Pour ne plus dépendre des subventions de l'Etat, d'investissements Google ou de généreux donateurs, existe-t-il des solutions ? A-t-on réussi à déterminer un modèle économique pour la presse qui réponde aux réalités actuelles de consommation de l'information ?

La seule solution, c'est de trouver un modèle économique viable qui soit capable de supplanter le système actuel. S'il y avait un modèle digital parfait et prouvé, il n'y aurait pas tous ces blocages. Le problème c'est que la question du modèle économique est encore un work in progress. Qu'il faut relativiser parce que la presse d'information générale à presque toujours été déficitaire. Les médias verticaux (féminins notamment) ont beaucoup moins de problèmes. De nombreux pure-players dans ces secteurs sont déjà extrêmement rentables en France.
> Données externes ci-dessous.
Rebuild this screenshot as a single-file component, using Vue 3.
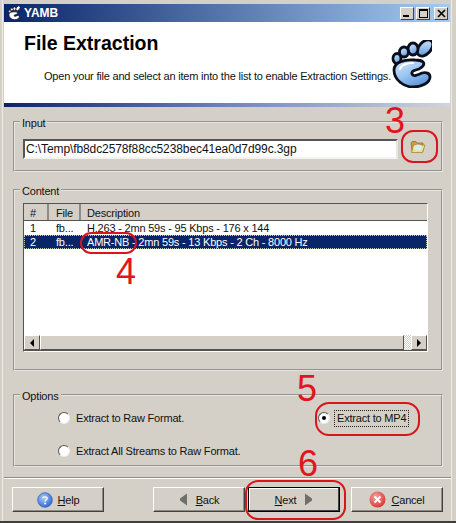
<script setup>
const rows = [
  { id: 1, file: 'fb...', desc: 'H.263 - 2mn 59s - 95 Kbps - 176 x 144', selected: false },
  { id: 2, file: 'fb...', desc: 'AMR-NB - 2mn 59s - 13 Kbps - 2 Ch - 8000 Hz', selected: true }
]

const notes = [
  { n: 3, cls: 'n3' },
  { n: 4, cls: 'n4' },
  { n: 5, cls: 'n5' },
  { n: 6, cls: 'n6' }
]
</script>

<template>
  <div class="window">
    <div class="titlebar">
      <svg class="title-foot" viewBox="0 0 41 48">
        <g fill="#fff" stroke="#111" stroke-width="2.5">
          <ellipse cx="34" cy="8" rx="6" ry="9.500" transform="rotate(42 34 8)" />
          <ellipse cx="22" cy="9" rx="5" ry="6" />
          <ellipse cx="13" cy="12" rx="4.500" ry="5" />
          <ellipse cx="6" cy="18.500" rx="4" ry="5" />
          <path d="M24 20C14 19 3 22 3 30C3 40 13 47 22 47C30 47 39 43 39 37C39 33 35 32 31 33C27 35 22 37 21 34C20 31 24 30 28 29C32 27 34 24 32 22C30 20 26 20 24 20Z" />
        </g>
      </svg>
      <span class="title-text">YAMB</span>
      <div class="controls">
        <span class="ctl"><i class="min"></i></span>
        <span class="ctl"><i class="max"></i></span>
        <span class="ctl close">
          <svg viewBox="0 0 9 9" width="9" height="9"><path d="M1 1L8 8M8 1L1 8" stroke="#000" stroke-width="1.6" /></svg>
        </span>
      </div>
    </div>

    <div class="header">
      <div class="header-text">
        <h1>File Extraction</h1>
        <p>Open your file and select an item into the list to enable Extraction Settings.</p>
      </div>
      <svg class="foot" viewBox="0 0 41 48">
        <defs>
          <linearGradient id="footfill" x1="0" y1="0" x2="0.6" y2="1">
            <stop offset="0" stop-color="#d6e8fa" />
            <stop offset="0.55" stop-color="#9cc5f0" />
            <stop offset="1" stop-color="#5f97dc" />
          </linearGradient>
        </defs>
        <g fill="url(#footfill)" stroke="#0b0f1c" stroke-width="2.800">
          <ellipse cx="34" cy="8" rx="6" ry="9.500" transform="rotate(42 34 8)" />
          <ellipse cx="22" cy="9" rx="5" ry="6" />
          <ellipse cx="13" cy="12" rx="4.500" ry="5" />
          <ellipse cx="6" cy="18.500" rx="4" ry="5" />
          <path d="M24 20C14 19 3 22 3 30C3 40 13 47 22 47C30 47 39 43 39 37C39 33 35 32 31 33C27 35 22 37 21 34C20 31 24 30 28 29C32 27 34 24 32 22C30 20 26 20 24 20Z" />
        </g>
        <path d="M9 29C10 25 16 23 22 23" fill="none" stroke="#fff" stroke-width="2" stroke-linecap="round" />
      </svg>
    </div>
    <div class="header-bar"></div>

    <div class="body">
      <div class="group input-group">
        <span class="legend">Input</span>
        <div class="input-row">
          <input class="path" type="text" value="C:\Temp\fb8dc2578f88cc5238bec41ea0d7d99c.3gp" readonly>
          <button class="browse">
            <svg width="16" height="14" viewBox="0 0 16 14">
              <path d="M1 3L2 1.500H6L7 3H13V11.500H2Z" fill="#c9a040" stroke="#8a6a20" stroke-width="0.7" />
              <path d="M3.500 5H15L12.500 12.500H1.500Z" fill="#f3dc8c" stroke="#a07c28" stroke-width="0.7" />
              <ellipse cx="8" cy="7.500" rx="4" ry="3" fill="#d5ecf3" />
            </svg>
          </button>
        </div>
      </div>

      <div class="group content-group">
        <span class="legend">Content</span>
        <div class="list">
          <div class="list-head">
            <span class="th c1">#</span>
            <span class="th c2">File</span>
            <span class="th c3">Description</span>
          </div>
          <div class="list-rows">
            <div v-for="r in rows" :key="r.id" class="row" :class="{ selected: r.selected }">
              <span class="c1">{{ r.id }}</span>
              <span class="c2">{{ r.file }}</span>
              <span class="c3">{{ r.desc }}</span>
            </div>
          </div>
          <div class="hscroll">
            <span class="sb-btn"><i class="tri-left"></i></span>
            <span class="sb-thumb"></span>
            <span class="sb-track"></span>
            <span class="sb-btn"><i class="tri-right"></i></span>
          </div>
        </div>
      </div>

      <div class="group options-group">
        <span class="legend">Options</span>
        <div class="options">
          <label class="opt"><span class="radio"></span>Extract to Raw Format.</label>
          <label class="opt"><span class="radio on"></span><span class="focus">Extract to MP4</span></label>
          <label class="opt wide"><span class="radio"></span>Extract All Streams to Raw Format.</label>
        </div>
      </div>
    </div>

    <div class="separator"></div>

    <div class="buttons">
      <button class="btn help-btn">
        <svg width="16" height="16" viewBox="0 0 17 17">
          <defs>
            <radialGradient id="helpfill" cx="0.4" cy="0.35" r="0.7">
              <stop offset="0" stop-color="#a9cdf7" />
              <stop offset="1" stop-color="#2a62cf" />
            </radialGradient>
          </defs>
          <circle cx="8.500" cy="8.500" r="7.800" fill="url(#helpfill)" stroke="#3a66b8" stroke-width="0.8" />
          <path d="M6.300 6.500C6.500 4.700 10.700 4.600 10.700 6.800C10.700 8.300 8.600 8.300 8.600 10" fill="none" stroke="#fff" stroke-width="1.500" />
          <circle cx="8.600" cy="12.200" r="1" fill="#fff" />
        </svg>
        <span><u>H</u>elp</span>
      </button>
      <button class="btn back-btn">
        <svg width="9" height="13" viewBox="0 0 9 13"><path d="M8 0.500V12.500L1 7.500V5.500Z" fill="#6f6f6c" /></svg>
        <span class="back-label"><u>B</u>ack</span>
      </button>
      <button class="btn next-btn">
        <span><u>N</u>ext</span>
        <svg class="next-arrow" width="9" height="13" viewBox="0 0 9 13"><path d="M1 0.500V12.500L8 7.500V5.500Z" fill="#6f6f6c" /></svg>
      </button>
      <button class="btn cancel-btn">
        <svg width="17" height="17" viewBox="0 0 17 17">
          <defs>
            <radialGradient id="cancelfill" cx="0.4" cy="0.35" r="0.7">
              <stop offset="0" stop-color="#f5a6a0" />
              <stop offset="1" stop-color="#d8322e" />
            </radialGradient>
          </defs>
          <circle cx="8.500" cy="8.500" r="8" fill="url(#cancelfill)" />
          <path d="M5.500 5.500L11.500 11.500M11.500 5.500L5.500 11.500" stroke="#fff" stroke-width="2" />
        </svg>
        <span><u>C</u>ancel</span>
      </button>
    </div>

    <span v-for="m in notes" :key="m.n" class="note-num" :class="m.cls">{{ m.n }}</span>
    <span class="mark mark3"></span>
    <span class="mark mark4"></span>
    <span class="mark mark5"></span>
    <span class="mark mark6"></span>
  </div>
</template>

<style scoped>
.window {
  position: relative;
  box-sizing: border-box;
  width: 456px;
  height: 523px;
  overflow: hidden;
  padding: 4px 0 0 4px;
  background:
    linear-gradient(#ecebe6, #ecebe6) no-repeat 451px 0 / 1px 100%,
    linear-gradient(#ecebe6, #ecebe6) no-repeat 2px 0 / 1px 100%,
    #d4d0c8;
  border-bottom: 2px solid #3f3f3c;
  font-family: "Liberation Sans", Arial, sans-serif;
  font-size: 11px;
  letter-spacing: -0.2px;
  color: #111;
}

.titlebar {
  display: flex;
  align-items: center;
  width: 446px;
  height: 18px;
  background: linear-gradient(90deg, #0a246a, #a6caf0);
}

.title-foot {
  width: 12px;
  height: 14px;
  margin-left: 4px;
}

.title-text {
  margin-left: 4px;
  font-weight: 700;
  font-size: 12px;
  letter-spacing: 0;
  color: #fff;
}

.controls {
  display: flex;
  margin-left: auto;
  margin-right: 2px;
}

.ctl {
  display: flex;
  align-items: center;
  justify-content: center;
  box-sizing: border-box;
  width: 14px;
  height: 13px;
  margin-left: 2px;
  background: #d4d0c8;
  border: 1px solid;
  border-color: #fff #404040 #404040 #fff;
}

.close {
  margin-left: 4px;
}

.min {
  width: 6px;
  height: 2px;
  margin-top: 6px;
  margin-right: 2px;
  background: #000;
}

.max {
  box-sizing: border-box;
  width: 9px;
  height: 9px;
  border: 1px solid #000;
  border-top-width: 2px;
}

.header {
  display: flex;
  width: 446px;
  height: 81px;
  background: #fff;
}

.header-text {
  width: 387px;
}

h1 {
  margin: 9px 0 0 20px;
  font-size: 19.500px;
  line-height: 24px;
  font-weight: 700;
  letter-spacing: 0;
  color: #000;
}

p {
  margin: 14px 0 0 40px;
  line-height: 14px;
  white-space: nowrap;
}

.foot {
  flex: none;
  width: 41px;
  height: 48px;
  margin-top: 18px;
}

.header-bar {
  width: 446px;
  height: 4px;
  background: linear-gradient(90deg, #0a246a, #6d86b8 50%, #d0d4e0);
}

.body {
  padding: 14px 0 0 9px;
}

.group {
  position: relative;
  box-sizing: border-box;
  width: 430px;
  border: 2px groove #e8e6e0;
}

.legend {
  position: absolute;
  top: -7px;
  left: 5px;
  padding: 0 2px;
  background: #d4d0c8;
  line-height: 14px;
}

.input-group {
  height: 51px;
}

.input-row {
  display: flex;
  align-items: flex-start;
  padding: 16px 0 0 8px;
}

.path {
  box-sizing: border-box;
  width: 375px;
  height: 20px;
  padding: 0 1px;
  border: 2px solid;
  border-color: #555 #e8e6e0 #f4f3ef #555;
  background: #fff;
  font: inherit;
  font-size: 12px;
  letter-spacing: -0.1px;
  color: #111;
  outline: none;
}

.browse {
  display: flex;
  align-items: center;
  justify-content: center;
  width: 32px;
  height: 26px;
  margin: -5px 0 0 4px;
  padding: 0;
  border: none;
  background: none;
}

.content-group {
  height: 182px;
  margin-top: 17px;
  padding: 12px 0 0 8px;
}

.list {
  display: flex;
  flex-direction: column;
  box-sizing: border-box;
  width: 405px;
  height: 149px;
  border: 1px solid;
  border-color: #555 #fff #fff #555;
  background: #fff;
}

.list-head {
  display: flex;
  height: 16px;
  background: #d4d0c8;
  border-bottom: 1px solid #55534e;
  line-height: 18px;
}

.th {
  box-sizing: border-box;
  border-right: 2px solid #8f8c85;
}

.th.c3 {
  border-right: none;
}

.c1 {
  flex: none;
  box-sizing: border-box;
  width: 25px;
  padding-left: 6px;
}

.c2 {
  flex: none;
  box-sizing: border-box;
  width: 32px;
  padding-left: 7px;
}

.c3 {
  flex: 1;
  padding-left: 6px;
  white-space: nowrap;
}

.list-rows {
  flex: 1;
}

.row {
  display: flex;
  height: 14px;
  line-height: 14px;
}

.row.selected {
  background: #0a246a;
  color: #fff;
  outline: 1px dotted #c8c8c0;
  outline-offset: -1px;
}

.hscroll {
  display: flex;
  height: 15px;
  background: #d4d0c8;
  border-bottom: 1px solid #55534e;
}

.sb-btn {
  display: flex;
  align-items: center;
  justify-content: center;
  box-sizing: border-box;
  width: 16px;
  height: 15px;
  border: 1px solid;
  border-color: #fff #55534e #55534e #fff;
}

.sb-thumb {
  box-sizing: border-box;
  width: 364px;
  border: 1px solid;
  border-color: #fff #55534e #55534e #fff;
}

.sb-track {
  flex: 1;
  background: repeating-conic-gradient(#fff 0 25%, #d4d0c8 0 50%) 0 0 / 2px 2px;
}

.tri-left {
  border: 4px solid transparent;
  border-right-color: #000;
  border-left-width: 0;
}

.tri-right {
  border: 4px solid transparent;
  border-left-color: #000;
  border-right-width: 0;
}

.options-group {
  height: 73px;
  margin-top: 23px;
}

.options {
  display: grid;
  grid-template-columns: 260px 1fr;
  row-gap: 19px;
  padding: 15px 0 0 43px;
}

.opt {
  display: flex;
  align-items: center;
  height: 14px;
  white-space: nowrap;
}

.wide {
  grid-column: 1 / -1;
}

.radio {
  position: relative;
  flex: none;
  box-sizing: border-box;
  width: 12px;
  height: 12px;
  margin-right: 6px;
  border-radius: 50%;
  background: #fff;
  border: 1px solid;
  border-color: #555 #eee #eee #555;
}

.radio.on::after {
  content: '';
  position: absolute;
  top: 3px;
  left: 3px;
  width: 4px;
  height: 4px;
  border-radius: 50%;
  background: #000;
}

.focus {
  margin-left: -1px;
  padding: 0 2px;
  line-height: 15px;
  outline: 1px dotted #222;
}

.separator {
  box-sizing: border-box;
  width: 447px;
  height: 2px;
  margin-top: 10px;
  border-top: 1px solid #8f8c85;
  border-bottom: 1px solid #fff;
}

.buttons {
  display: flex;
  padding: 8px 0 0 8px;
}

.btn {
  display: flex;
  align-items: center;
  justify-content: center;
  box-sizing: border-box;
  width: 92px;
  height: 25px;
  padding: 0;
  background: #d4d0c8;
  border: 1px solid;
  border-color: #fff #404040 #404040 #fff;
  box-shadow: inset -1px -1px 0 #8f8c85;
  font: inherit;
  letter-spacing: -0.2px;
  color: #111;
}

.btn svg {
  flex: none;
}

.help-btn span,
.cancel-btn span {
  margin-left: 5px;
}

.back-btn {
  margin-left: 49px;
}

.back-label {
  margin-left: 8px;
}

.next-btn {
  margin-left: 3px;
  border: 1px solid #000;
  box-shadow: inset -1px -1px 0 #404040, inset 1px 1px 0 #fff;
}

.next-arrow {
  margin-left: 8px;
}

.cancel-btn {
  margin-left: 11px;
}

.note-num {
  position: absolute;
  font-size: 36px;
  line-height: 36px;
  letter-spacing: 0;
  color: #e0161c;
}

.n3 { left: 385px; top: 103px; }
.n4 { left: 116px; top: 254px; }
.n5 { left: 297px; top: 371px; }
.n6 { left: 298px; top: 446px; }

.mark {
  position: absolute;
  box-sizing: border-box;
  border: 2px solid #d8141c;
}

.mark3 { left: 401px; top: 130px; width: 37px; height: 33px; border-radius: 12px; }
.mark4 { left: 80px; top: 232px; width: 57px; height: 22px; border-radius: 11px; }
.mark5 { left: 315px; top: 402px; width: 105px; height: 34px; border-radius: 14px; }
.mark6 { left: 245px; top: 480px; width: 101px; height: 40px; border-radius: 13px; }
</style>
Les modèles les plus prometteurs aujourd'hui sont la diversification, la création d'événements, la pub vidéo, la vente de données, certains modèles payants mixtes, et ce qu'on appelle le "native advertising" c'est à dire la création de contenus médias pour les marques par des équipes dédiées. Le monde de la presse n'a pas basculé d'un modèle (le papier) vers un autre (le digital), il s'est complexifié. Il ne faut donc pas abandonner un modèle pour un autre, il faut savoir composer, être très pragmatique, opportuniste et audacieux, trois qualités que l'on retrouve difficilement dans la presse écrite traditionnelle.